A combustion chamber temperature sensor 144 detects the temperature in combustion chamber 18.

Exhaust gas chamber temperature sensor 146 detects the temperature of exhaust gases in exhaust gas chamber 78.

Reformer temperature sensor 148 detects the temperature of reformer 20; it calculates the reformer 20 temperature from the intake and exit temperatures on reformer 20.

An outside temperature sensor 150 detects the outside temperature when a solid oxide fuel cell system (SOFC) is placed out of doors. Sensors to detect outside atmospheric humidity and the like may also be provided.

Signals from these various sensors are sent to control section 110; control section 110 sends control signals to water flow regulator unit 28, fuel flow regulator unit 38, reforming air flow regulator unit 44, and generating air flow regulator unit 45 based on data from the sensors, and controls the flow volumes in each of these units.

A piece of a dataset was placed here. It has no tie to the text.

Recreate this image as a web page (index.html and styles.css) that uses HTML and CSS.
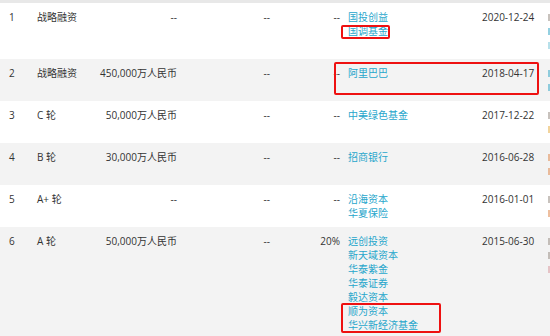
FILE: index.html
```html
<!DOCTYPE html>
<html lang="zh">
<head>
<meta charset="utf-8">
<link rel="stylesheet" href="styles.css">
</head>
<body>
<div class="wrap">
  <div class="topbar"></div>
  <table class="grid">
    <colgroup>
      <col class="c-no"><col class="c-round"><col class="c-amt"><col class="c-val"><col class="c-ratio"><col class="c-inv"><col class="c-date"><col class="c-more">
    </colgroup>
    <tbody>
      <tr>
        <td class="no">1</td><td>战略融资</td><td class="r">--</td><td class="r">--</td><td class="r">--</td>
        <td class="inv"><a>国投创益</a><a>国调基金</a></td><td>2020-12-24</td>
        <td class="more"><i class="m1"></i><i class="m2"></i><i class="m3"></i></td>
      </tr>
      <tr class="alt">
        <td class="no">2</td><td>战略融资</td><td class="r">450,000万人民币</td><td class="r">--</td><td class="r">--</td>
        <td class="inv"><a>阿里巴巴</a></td><td>2018-04-17</td>
        <td class="more"><i class="m2"></i><i class="m2"></i></td>
      </tr>
      <tr>
        <td class="no">3</td><td>C 轮</td><td class="r">50,000万人民币</td><td class="r">--</td><td class="r">--</td>
        <td class="inv"><a>中美绿色基金</a></td><td>2017-12-22</td>
        <td class="more"><i class="m1"></i><i class="m4"></i></td>
      </tr>
      <tr class="alt">
        <td class="no">4</td><td>B 轮</td><td class="r">30,000万人民币</td><td class="r">--</td><td class="r">--</td>
        <td class="inv"><a>招商银行</a></td><td>2016-06-28</td>
        <td class="more"><i class="m5"></i><i class="m5"></i></td>
      </tr>
      <tr>
        <td class="no">5</td><td>A+ 轮</td><td class="r">--</td><td class="r">--</td><td class="r">--</td>
        <td class="inv"><a>沿海资本</a><a>华夏保险</a></td><td>2016-01-01</td>
        <td class="more"><i class="m1"></i><i class="m5"></i></td>
      </tr>
      <tr class="alt">
        <td class="no">6</td><td>A 轮</td><td class="r">50,000万人民币</td><td class="r">--</td><td class="r">20%</td>
        <td class="inv"><a>远创投资</a><a>新天域资本</a><a>华泰紫金</a><a>华泰证券</a><a>毅达资本</a><a>顺为资本</a><a>华兴新经济基金</a></td><td>2015-06-30</td>
        <td class="more"><i class="m1"></i><i class="m1"></i><i class="m6"></i></td>
      </tr>
    </tbody>
  </table>
  <div class="mark mark-a"></div>
  <div class="mark mark-b"></div>
  <div class="mark mark-c"></div>
</div>
</body>
</html>
```
FILE: styles.css
```css
html, body {
  margin: 0;
  padding: 0;
  background: #ffffff;
}
body {
  width: 550px;
  height: 336px;
  overflow: hidden;
  font-family: "Open Sans", "Noto Sans CJK SC", sans-serif;
  font-size: 10px;
  color: #333333;
}
.wrap {
  position: relative;
  width: 550px;
  height: 336px;
  overflow: hidden;
}
.topbar {
  height: 3px;
  background: #e8e8e8;
}
.grid {
  border-collapse: collapse;
  table-layout: fixed;
  width: 550px;
}
.c-no { width: 37px; }
.c-round { width: 63px; }
.c-amt { width: 77px; }
.c-val { width: 93px; }
.c-ratio { width: 70px; }
.c-inv { width: 142px; }
.c-date { width: 66px; }
.c-more { width: 2px; }
.grid td {
  padding: 7px 0;
  line-height: 14px;
  vertical-align: top;
  white-space: nowrap;
}
.grid tr.alt td {
  background: #f3f3f3;
}
.grid tr.alt:last-child td {
  padding-bottom: 20px;
}
.grid td.no {
  padding-left: 9px;
}
.grid td.r {
  text-align: right;
}
.grid td.inv {
  padding-left: 8px;
}
.inv a {
  display: block;
  color: #27a6cb;
}
.more i {
  display: block;
  height: 14px;
  position: relative;
}
.more i::before {
  content: "";
  position: absolute;
  left: 0;
  top: 4px;
  width: 2px;
  height: 7px;
  background: currentColor;
  opacity: 0.55;
}
.m1 { color: #9a8f86; }
.m2 { color: #3aaac8; }
.m3 { color: #7cc6d8; }
.m4 { color: #e8b04a; }
.m5 { color: #e08a50; }
.m6 { color: #d89aa0; }
.mark {
  position: absolute;
  border: 2px solid #ee1111;
  border-radius: 2px;
  box-sizing: border-box;
}
.mark-a {
  left: 341px;
  top: 25px;
  width: 49px;
  height: 14px;
}
.mark-b {
  left: 334px;
  top: 62px;
  width: 205px;
  height: 33px;
}
.mark-c {
  left: 341px;
  top: 303px;
  width: 100px;
  height: 30px;
}
```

Next, referring to FIGS. 7 through 9, we explain the detailed constitution of reformer 20.

FIG. 7 is a perspective view of reformer 20; FIG. 8 is a perspective view showing the interior of reformer 20 with the top panel removed. FIG. 9 is a plan view cross section showing the flow of fuel inside reformer 20.

As shown in FIG. 7, reformer 20 is a cuboid metal box, filled internally with a reforming catalyst for reforming fuel. A reformer introducing pipe 62 is connected on the upstream side of reformer 20 for introducing water, fuel, and reforming air. In addition, a fuel gas supply pipe 64 is connected on the downstream side of reformer 20 for discharging fuel reformed in the interior of reformer 20.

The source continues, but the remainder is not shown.